Get the Fix & Flip Calculator — $29

Frequently Asked Questions

How do you calculate the maximum allowable offer (MAO) for a house flip?

The standard formula is the 70% Rule: MAO = ARV × 70% − estimated rehab costs. If a property has an after-repair value of $300,000 and needs $55,000 in repairs, the MAO is $300,000 × 0.70 − $55,000 = $155,000. The 70% factor builds in margin for holding costs, transaction costs, and profit.

What are holding costs in a house flip?

Holding costs are the monthly expenses you pay while you own the property: mortgage or hard money interest, property taxes, insurance, utilities, HOA fees, and lawn maintenance. On a $200,000 purchase with a hard money loan at 12% interest-only, holding costs run approximately $3,000–$4,000 per month. A 6-month flip at $3,500/month adds $21,000 in holding costs that many new flippers forget to include.

What is a good profit margin on a house flip?

Experienced flippers target a minimum net profit of 10–15% of the ARV after all costs. On a $300,000 ARV property, that means $30,000–$45,000 net profit. Below 10%, the risk-reward ratio is poor because unexpected costs can wipe out the margin.

How do you estimate ARV (after-repair value)?

ARV is based on comparable sales of recently renovated properties in the same neighborhood, with similar square footage, bedroom/bathroom count, lot size, and condition. Pull 3–5 comps from the MLS that sold within the last 6 months and within a 1-mile radius. Use the median of your adjusted comps, not the highest. Overestimating ARV is the number one reason flips lose money.

What costs do most new house flippers forget?

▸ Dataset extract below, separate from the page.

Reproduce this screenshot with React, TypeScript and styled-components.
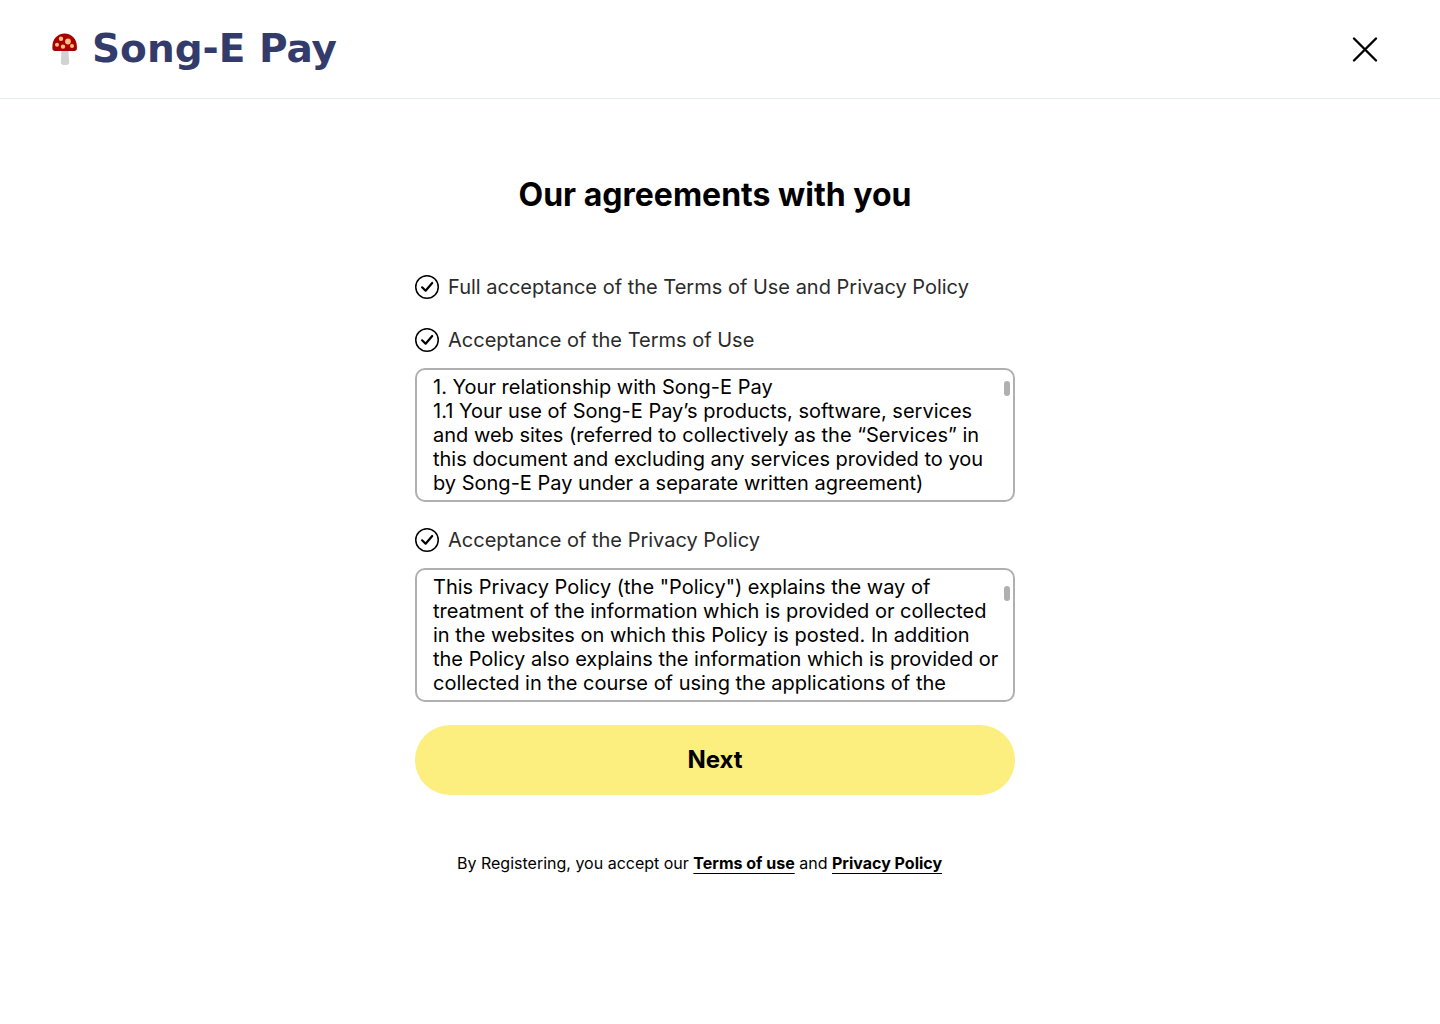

The five most commonly forgotten costs are: (1) Holding costs during the rehab and listing period. (2) Selling costs including agent commissions at 5–6% plus closing costs. (3) Financing costs including origination fees and interest. (4) Permit fees and inspection costs. (5) A contingency buffer of 10–20% on top of the rehab estimate for unexpected issues.